Bu sebeplerin tümünün kaynağı basiret ve sabrın azlığıdır. Bu yüzden yüce Allah sabır ve yakın ehlini övmüş; onları dinin önderleri kabul etmiştir; Yüce Allah şöyle buyurur: "Sabrettikleri ve âyetlerimize kesinlikle inandıkları zaman, onların içinden, buyruğumuzla doğru yola ileten önderler yetiştirmiştik."
Hüsnü Zan İle Aldanma Ve Kuruntu Arasındaki Fark
Böylece hüsnü zan ile aldanma arasındaki fark belli oldu, Özetle; beslenilen iyi zan kişiyi amel etmeye götürüyorsa bu doğru bir hüsnü zan; tembelliğe ve günahlara dalmaya çağırıyorsa bu da aldanma kendi kendini aldatıp avunmadır. Hüsnü zan ümit demektir; her kimin ümidi onu itaate iletiyor ve günahlardan alıkoyuyorsa; o doğru bir ümit içindedir.

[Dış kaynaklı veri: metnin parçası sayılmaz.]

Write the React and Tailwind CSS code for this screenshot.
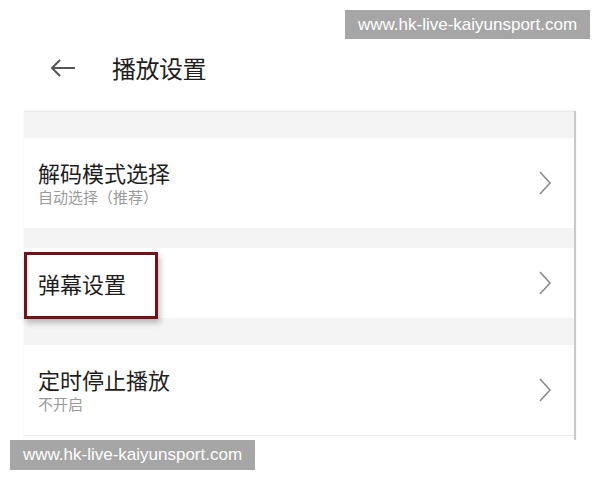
const font = { fontFamily: '"Noto Sans CJK SC", "Noto Sans", sans-serif' };

const Chevron = () => (
  <svg width="14" height="26" viewBox="0 0 14 26" className="shrink-0">
    <polyline points="2,2 12,13 2,24" fill="none" stroke="#8a8a8a" strokeWidth="1.6" />
  </svg>
);

const Row = ({ title, sub, h, children }) => (
  <div className={`relative flex items-center justify-between bg-white pl-[14px] pr-[22px] ${h}`}>
    <div className="flex flex-col">
      <span className="text-[22px] leading-[26px] text-[#1e1e1e]">{title}</span>
      {sub && <span className="text-[15px] leading-[20px] text-[#9a9a9a] mt-[2px]">{sub}</span>}
    </div>
    <Chevron />
    {children}
  </div>
);

export default function App() {
  return (
    <div className="relative w-[600px] h-[480px] bg-white overflow-hidden" style={font}>
      {/* Header */}
      <div className="h-[111px] flex items-start pt-[54px]">
        <svg width="26" height="18" viewBox="0 0 26 18" className="ml-[50px] mt-[5px]">
          <path d="M25 9H2M10 1L2 9l8 8" fill="none" stroke="#555" strokeWidth="2" />
        </svg>
        <span className="ml-[36px] text-[24px] leading-[28px] text-[#1e1e1e] tracking-[-0.5px]">播放设置</span>
      </div>

      {/* Panel */}
      <div className="ml-[24px] w-[552px] border-r-2 border-[#c9c9c9] shadow-[0_-1px_2px_rgba(0,0,0,0.06)]">
        <div className="h-[27px] bg-[#f4f4f4] border-t border-[#e8e8e8]" />
        <Row title="解码模式选择" sub="自动选择（推荐）" h="h-[90px]" />
        <div className="h-[20px] bg-[#f4f4f4]" />
        <Row title="弹幕设置" h="h-[70px]">
          <div className="absolute left-0 top-[4px] w-[134px] h-[67px] border-[3px] border-[#731018] shadow-[2px_4px_6px_rgba(0,0,0,0.25)]" />
        </Row>
        <div className="h-[27px] bg-[#f4f4f4]" />
        <Row title="定时停止播放" sub="不开启" h="h-[90px]" />
        <div className="h-[5px] border-t border-[#ececec] bg-white" />
      </div>

      {/* Watermarks */}
      <div className="absolute left-[345px] top-[10px] w-[245px] h-[29px] bg-[#a6a6a6] flex items-center justify-center text-white text-[17px]" style={{ fontFamily: '"Liberation Sans", Arial, sans-serif' }}>
        www.hk-live-kaiyunsport.com
      </div>
      <div className="absolute left-[10px] top-[440px] w-[245px] h-[30px] bg-[#a6a6a6] flex items-center justify-center text-white text-[17px]" style={{ fontFamily: '"Liberation Sans", Arial, sans-serif' }}>
        www.hk-live-kaiyunsport.com
      </div>
    </div>
  );
}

Her kimin de tembelliği ümit, ümidi tembellik, ihmalkârlık ve tefrit ise o aldanmış kimsedir.
Şayet bir adamın kendisine çok kazanç getirecek kadar ürün vermesi umulan bir arazisi bulunsa ancak o bunu nadasa bıraksa ve tohum atmasa, ekip biçmese ve bununla birlikte o tarladan, sürülen, ekilen sulanan ve bakımı yapılan bir tarla gibi verim alma hüsnü zanmm beslese herkes onu insanların en aptalı sayar!
Yine cima yapmadan çocuğunun olacağı veya ilim talep etmeden ve büyük gayretle onu tahsil etmeye çalışmadan zamanının en âlimi olacağı hüsnü zannını besleyen ve kalbinde bu yönde güçlü bir ümit taşıyan kimsenin durumu da bundan farklı değildir.
İşte aynen bunun gibi... Emirlerini yerine getirip yasaklarından uzak durmak suretiyle Allah'a yaklaşmadan, yüksek dereceleri ve daimî nimetleri kazanma hususunda hüsnü zan besleyen ve büyük ümitler barındıran kimsenin hâli de aynen böyledir. Nitekim Yüce Allah "Onlar ki inandılar, hicret ettiler, Allah yolunda savaştılar; işte onlar, Allah'ın rahmetini umarlar. Allah, çok bağışlayan, çok merhamet edendir"[3]
Düşün bu âyeti, nasıl da onların ümitlerinin bu ibadet ve tâatleri yapmalarına bağlı olduğunu açıkladı. Bunun gibi boş ümit besleyip aldananlardan da söyle bahsedilebilir mi? Allah'ın hukukunu zayi edenler, onda gevşek ve ihmalkâr davrananlar, emirlerini bir kenara atanlar, kullarına zulmedip yasaklarını küstahça çiğneyenler...
Meselenin Özü şudur: Hüsnü zan ve ümit ancak Allah'ın şeriatında, kaderinde, sevabında ve kererhindeki hikmetinin gerektirdiği vesileleri yerine getirmekle olur. Kul önce bunları yapar, sonra Rabbine; kendisim bırakmaması bunları kendisine faydalı şeylere ulaştırıcı kılması, bunlara ters düşen ve etkilerini ortadan kaldıran şeylerden koruması hususunda Allah'a ümit ve hüsnü zan besler.